── DATA SHOWN

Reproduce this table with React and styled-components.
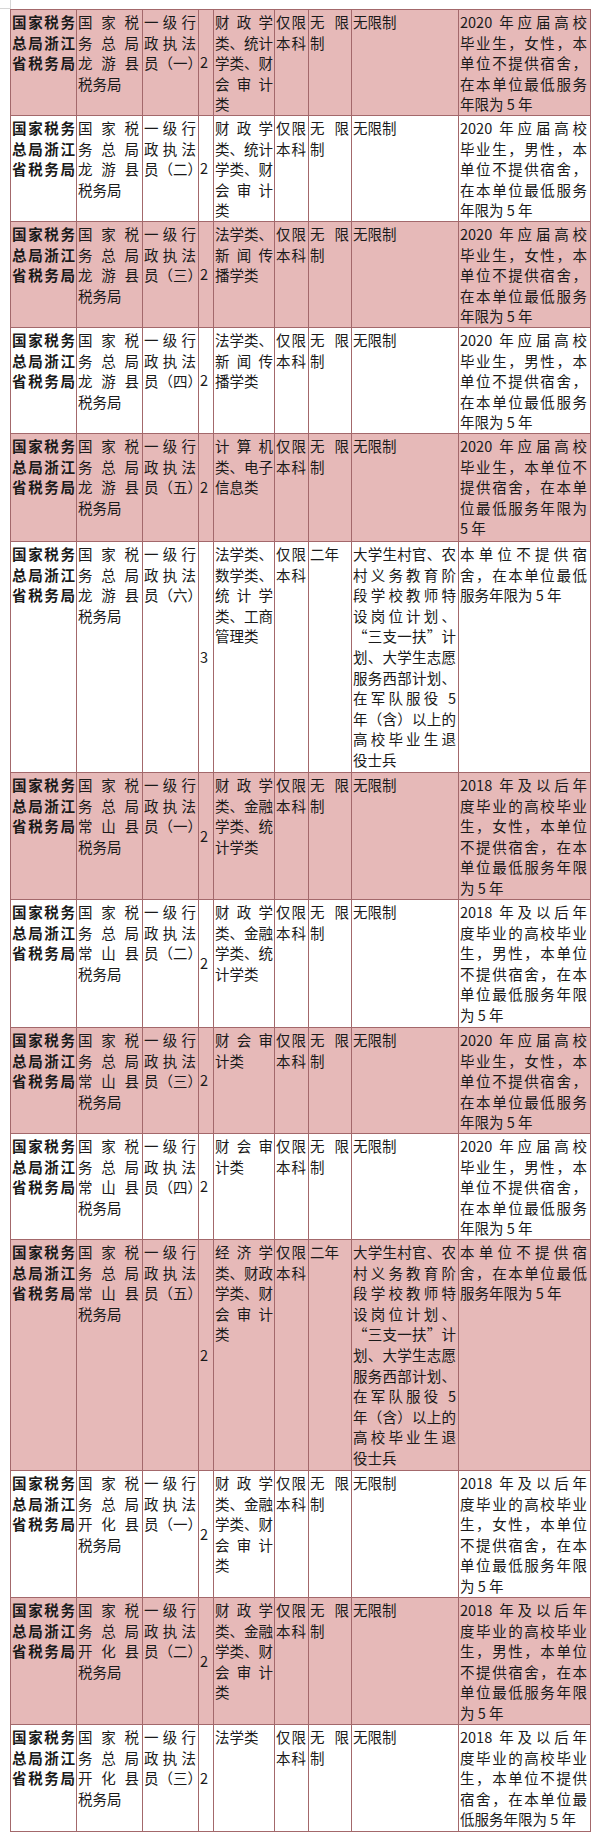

────
── DATA SHOWN

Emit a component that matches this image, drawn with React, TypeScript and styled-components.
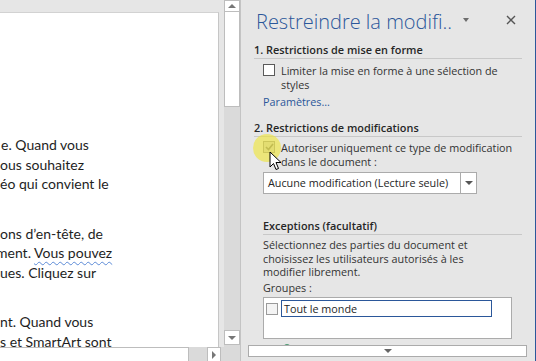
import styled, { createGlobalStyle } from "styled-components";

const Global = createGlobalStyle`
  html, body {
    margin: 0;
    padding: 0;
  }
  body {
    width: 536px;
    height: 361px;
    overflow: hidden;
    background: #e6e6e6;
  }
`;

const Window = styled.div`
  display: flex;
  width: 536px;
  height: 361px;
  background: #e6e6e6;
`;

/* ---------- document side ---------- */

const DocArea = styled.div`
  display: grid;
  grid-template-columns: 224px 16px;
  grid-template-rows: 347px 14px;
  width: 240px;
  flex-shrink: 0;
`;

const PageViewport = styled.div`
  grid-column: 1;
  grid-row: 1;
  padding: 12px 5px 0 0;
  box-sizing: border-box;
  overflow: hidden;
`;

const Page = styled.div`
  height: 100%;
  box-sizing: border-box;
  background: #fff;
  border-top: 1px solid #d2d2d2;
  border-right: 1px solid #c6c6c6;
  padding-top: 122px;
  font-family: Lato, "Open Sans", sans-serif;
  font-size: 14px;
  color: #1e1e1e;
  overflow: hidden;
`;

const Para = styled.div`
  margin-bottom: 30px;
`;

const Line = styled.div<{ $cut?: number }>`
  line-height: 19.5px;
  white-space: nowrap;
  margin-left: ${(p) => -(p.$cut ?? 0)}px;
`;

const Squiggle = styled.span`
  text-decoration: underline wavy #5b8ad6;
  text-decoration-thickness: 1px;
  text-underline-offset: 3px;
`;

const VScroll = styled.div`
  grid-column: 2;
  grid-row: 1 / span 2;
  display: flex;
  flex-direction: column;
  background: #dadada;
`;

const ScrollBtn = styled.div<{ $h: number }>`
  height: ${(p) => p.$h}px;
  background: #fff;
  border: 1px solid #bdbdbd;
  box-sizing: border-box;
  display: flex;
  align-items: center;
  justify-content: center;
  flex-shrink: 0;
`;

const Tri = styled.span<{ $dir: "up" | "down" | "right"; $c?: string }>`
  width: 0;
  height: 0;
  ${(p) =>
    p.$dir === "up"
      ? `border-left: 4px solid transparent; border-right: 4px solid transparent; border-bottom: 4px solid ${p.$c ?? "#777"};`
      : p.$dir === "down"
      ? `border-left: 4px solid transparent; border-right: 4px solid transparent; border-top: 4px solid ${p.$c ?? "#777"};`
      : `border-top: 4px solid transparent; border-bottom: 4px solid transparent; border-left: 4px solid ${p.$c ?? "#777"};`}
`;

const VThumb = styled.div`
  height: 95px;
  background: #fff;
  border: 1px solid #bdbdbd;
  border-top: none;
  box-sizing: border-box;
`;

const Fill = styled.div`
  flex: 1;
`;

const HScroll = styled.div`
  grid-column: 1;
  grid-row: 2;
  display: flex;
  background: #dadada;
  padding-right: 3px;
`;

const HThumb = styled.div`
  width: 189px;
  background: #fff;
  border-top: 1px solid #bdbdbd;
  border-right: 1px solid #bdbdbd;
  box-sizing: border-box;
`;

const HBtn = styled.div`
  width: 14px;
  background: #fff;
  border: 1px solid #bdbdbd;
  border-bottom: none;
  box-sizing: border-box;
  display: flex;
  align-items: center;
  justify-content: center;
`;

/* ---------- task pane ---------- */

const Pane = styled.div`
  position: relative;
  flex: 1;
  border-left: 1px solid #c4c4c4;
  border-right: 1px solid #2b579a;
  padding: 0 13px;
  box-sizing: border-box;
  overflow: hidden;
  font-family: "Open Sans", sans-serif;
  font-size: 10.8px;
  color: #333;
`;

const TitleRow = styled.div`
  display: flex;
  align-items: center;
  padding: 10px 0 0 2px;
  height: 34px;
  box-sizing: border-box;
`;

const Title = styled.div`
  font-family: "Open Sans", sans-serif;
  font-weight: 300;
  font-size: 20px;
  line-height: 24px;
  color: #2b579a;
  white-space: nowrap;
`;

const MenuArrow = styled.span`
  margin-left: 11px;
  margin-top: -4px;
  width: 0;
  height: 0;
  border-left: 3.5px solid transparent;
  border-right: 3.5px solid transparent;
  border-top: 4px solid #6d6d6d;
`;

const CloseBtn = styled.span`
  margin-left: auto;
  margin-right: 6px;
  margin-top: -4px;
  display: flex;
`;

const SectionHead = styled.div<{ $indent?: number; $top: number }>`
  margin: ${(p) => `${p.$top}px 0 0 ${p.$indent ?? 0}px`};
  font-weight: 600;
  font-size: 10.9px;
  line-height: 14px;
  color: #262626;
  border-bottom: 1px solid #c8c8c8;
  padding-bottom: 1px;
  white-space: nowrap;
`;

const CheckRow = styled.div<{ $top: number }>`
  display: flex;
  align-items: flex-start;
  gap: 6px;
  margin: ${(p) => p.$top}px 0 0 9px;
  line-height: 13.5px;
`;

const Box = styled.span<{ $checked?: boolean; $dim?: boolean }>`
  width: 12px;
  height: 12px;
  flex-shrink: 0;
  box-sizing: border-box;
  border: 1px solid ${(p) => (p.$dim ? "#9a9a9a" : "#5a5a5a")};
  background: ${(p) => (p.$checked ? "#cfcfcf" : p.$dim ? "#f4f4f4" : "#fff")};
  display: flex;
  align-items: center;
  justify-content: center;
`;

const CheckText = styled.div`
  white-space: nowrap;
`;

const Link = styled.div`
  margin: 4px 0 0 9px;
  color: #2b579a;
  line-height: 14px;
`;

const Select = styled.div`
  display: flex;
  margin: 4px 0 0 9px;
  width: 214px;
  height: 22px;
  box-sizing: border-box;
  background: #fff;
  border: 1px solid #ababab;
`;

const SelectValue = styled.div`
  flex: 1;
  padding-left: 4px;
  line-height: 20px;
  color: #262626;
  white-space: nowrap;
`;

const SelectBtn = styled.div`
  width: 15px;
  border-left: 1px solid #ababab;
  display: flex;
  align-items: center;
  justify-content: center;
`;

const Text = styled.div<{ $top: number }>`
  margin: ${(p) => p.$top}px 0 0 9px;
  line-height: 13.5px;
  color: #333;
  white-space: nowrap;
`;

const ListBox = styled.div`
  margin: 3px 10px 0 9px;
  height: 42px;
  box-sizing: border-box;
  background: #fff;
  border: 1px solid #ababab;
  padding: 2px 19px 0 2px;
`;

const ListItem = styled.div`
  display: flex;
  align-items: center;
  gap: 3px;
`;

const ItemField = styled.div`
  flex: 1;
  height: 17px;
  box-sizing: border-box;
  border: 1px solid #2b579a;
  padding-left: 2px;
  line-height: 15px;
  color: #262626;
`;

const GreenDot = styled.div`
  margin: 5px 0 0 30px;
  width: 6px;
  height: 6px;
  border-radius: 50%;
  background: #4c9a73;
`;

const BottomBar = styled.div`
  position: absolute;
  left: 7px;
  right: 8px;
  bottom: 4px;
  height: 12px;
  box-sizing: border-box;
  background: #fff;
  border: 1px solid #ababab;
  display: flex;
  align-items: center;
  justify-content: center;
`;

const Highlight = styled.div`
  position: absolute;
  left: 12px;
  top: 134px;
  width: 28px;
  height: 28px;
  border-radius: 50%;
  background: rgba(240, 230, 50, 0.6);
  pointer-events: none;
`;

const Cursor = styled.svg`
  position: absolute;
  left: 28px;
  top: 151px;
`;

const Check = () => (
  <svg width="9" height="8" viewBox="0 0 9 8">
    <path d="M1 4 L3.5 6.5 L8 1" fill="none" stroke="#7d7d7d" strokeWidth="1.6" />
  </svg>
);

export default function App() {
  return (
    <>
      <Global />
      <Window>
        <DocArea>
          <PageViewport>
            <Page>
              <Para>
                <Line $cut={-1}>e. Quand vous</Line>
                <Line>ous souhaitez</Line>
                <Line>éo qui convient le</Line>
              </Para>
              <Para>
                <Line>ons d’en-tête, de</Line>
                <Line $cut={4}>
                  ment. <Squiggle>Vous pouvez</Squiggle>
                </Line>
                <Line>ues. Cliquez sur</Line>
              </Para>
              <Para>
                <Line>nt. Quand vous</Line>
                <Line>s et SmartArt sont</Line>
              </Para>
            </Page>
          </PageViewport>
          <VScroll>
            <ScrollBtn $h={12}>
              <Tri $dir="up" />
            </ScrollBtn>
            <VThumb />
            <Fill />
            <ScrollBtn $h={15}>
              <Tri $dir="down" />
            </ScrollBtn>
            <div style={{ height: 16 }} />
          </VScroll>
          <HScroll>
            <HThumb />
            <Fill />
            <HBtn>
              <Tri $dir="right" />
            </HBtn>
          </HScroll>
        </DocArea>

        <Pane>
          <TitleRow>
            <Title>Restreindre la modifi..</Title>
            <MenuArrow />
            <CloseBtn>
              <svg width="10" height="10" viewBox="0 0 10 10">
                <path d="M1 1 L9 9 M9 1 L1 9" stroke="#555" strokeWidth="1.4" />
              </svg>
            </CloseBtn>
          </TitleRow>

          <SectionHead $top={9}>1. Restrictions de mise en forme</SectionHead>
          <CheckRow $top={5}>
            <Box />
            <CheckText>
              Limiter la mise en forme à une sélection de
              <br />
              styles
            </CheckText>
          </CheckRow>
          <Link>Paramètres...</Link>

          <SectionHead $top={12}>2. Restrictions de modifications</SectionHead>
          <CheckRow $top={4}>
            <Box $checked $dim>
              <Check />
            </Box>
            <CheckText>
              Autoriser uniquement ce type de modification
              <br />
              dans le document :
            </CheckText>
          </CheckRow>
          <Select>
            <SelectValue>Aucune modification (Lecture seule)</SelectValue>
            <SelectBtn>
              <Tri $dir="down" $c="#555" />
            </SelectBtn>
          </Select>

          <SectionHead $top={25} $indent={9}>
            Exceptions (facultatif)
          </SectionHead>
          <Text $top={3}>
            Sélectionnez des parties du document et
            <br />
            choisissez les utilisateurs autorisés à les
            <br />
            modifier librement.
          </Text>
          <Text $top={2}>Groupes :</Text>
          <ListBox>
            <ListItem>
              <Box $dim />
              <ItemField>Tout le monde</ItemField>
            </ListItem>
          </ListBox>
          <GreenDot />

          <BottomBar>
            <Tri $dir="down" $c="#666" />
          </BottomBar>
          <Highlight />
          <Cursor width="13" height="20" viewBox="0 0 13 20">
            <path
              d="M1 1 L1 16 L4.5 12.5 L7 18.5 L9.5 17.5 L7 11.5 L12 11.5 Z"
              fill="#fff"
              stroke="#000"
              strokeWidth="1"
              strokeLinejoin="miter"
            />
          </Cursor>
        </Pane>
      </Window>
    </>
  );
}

────
── DATA SHOWN

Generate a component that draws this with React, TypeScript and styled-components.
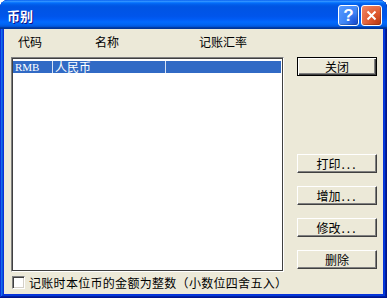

────

→ **TASK DESCRIPTION**
Provide the number of lines containing the string "this", with no other output.

→ **WRITTEN SOLUTION**
3